Pelantikan sebagai awal hitungan masa jabatan sendiri, bukanlah hal yang baru. Dalam PKPU sebelumnya, yakni Peraturan Komisi Pemilihan Umum Republik Indonesia Nomor 9 Tahun 2020 Tentang Perubahan Keempat Atas Peraturan Komisi Pemilihan Umum Nomor 3 Tahun 2017 Tentang Pencalonan Pemilihan Gubernur Dan Wakil Gubernur, Bupati Dan Wakil Bupati, Dan/Atau Walikota Dan Wakil Walikota (PKPU Nomor 9 Tahun 2020), pelantikan sudah dijadikan patokan dalam menghitung masa jabatan.
Dalam ketentuan Pasal 4 ayat (1) huruf o angka 1 PKPU Nomor 9 Tahun 2020, disebutkan bahwa, “penghitungan 2 (dua) kali masa jabatan dihitung berdasarkan jumlah pelantikan dalam jabatan yang sama, yaitu masa jabatan pertama selama 5 (lima) tahun penuh dan masa jabatan kedua paling singkat selama 2 ½ (dua setengah) tahun, dan sebaliknya”. Hal ini kemudian diperkuat dalam Pasal 4 ayat (1) huruf o angka 4 PKPU Nomor 9 Tahun 2020, yang menyatakan eksplisit bahwa, “perhitungan 5 (lima) tahun masa jabatan atau 2 ½ (dua setengah) tahun masa jabatan sebagaimana dimaksud pada angka 1, dihitung sejak tanggal pelantikan sampai dengan akhir masa jabatan Gubernur dan Wakil Gubernur, atau Bupati dan Wakil Bupati atau Wali Kota dan Wakil Wali Kota yang bersangkutan”.

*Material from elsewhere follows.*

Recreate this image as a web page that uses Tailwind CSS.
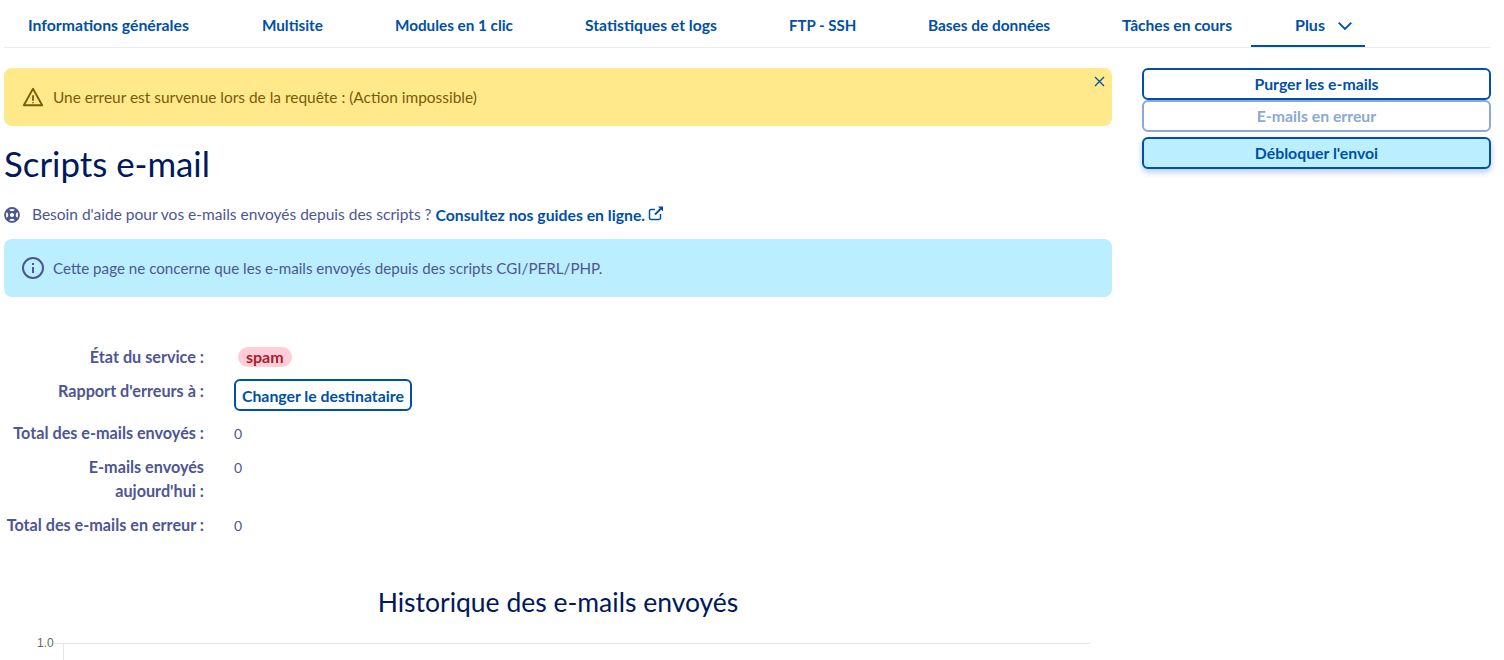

Perhitungan masa jabatan sejak saat pelantikan, juga disebutkan eksplisit dalam penjelasan Pasal 38 ayat (1) huruf o Peraturan Pemerintah Republik Indonesia Nomor 6 Tahun 2005 Tentang Pemilihan, Pengesahan Pengangkatan, Dan Pemberhentian Kepala Daerah Dan Wakil Kepala Daerah, yang menyebutkan bahwa, “Bahwa yang bersangkutan belum pernah menjabat dua kali masa jabatan di daerah yang sama atau daerah lain dan perhitungan dua kali masa jabatan dihitung sejak saat pelantikan”.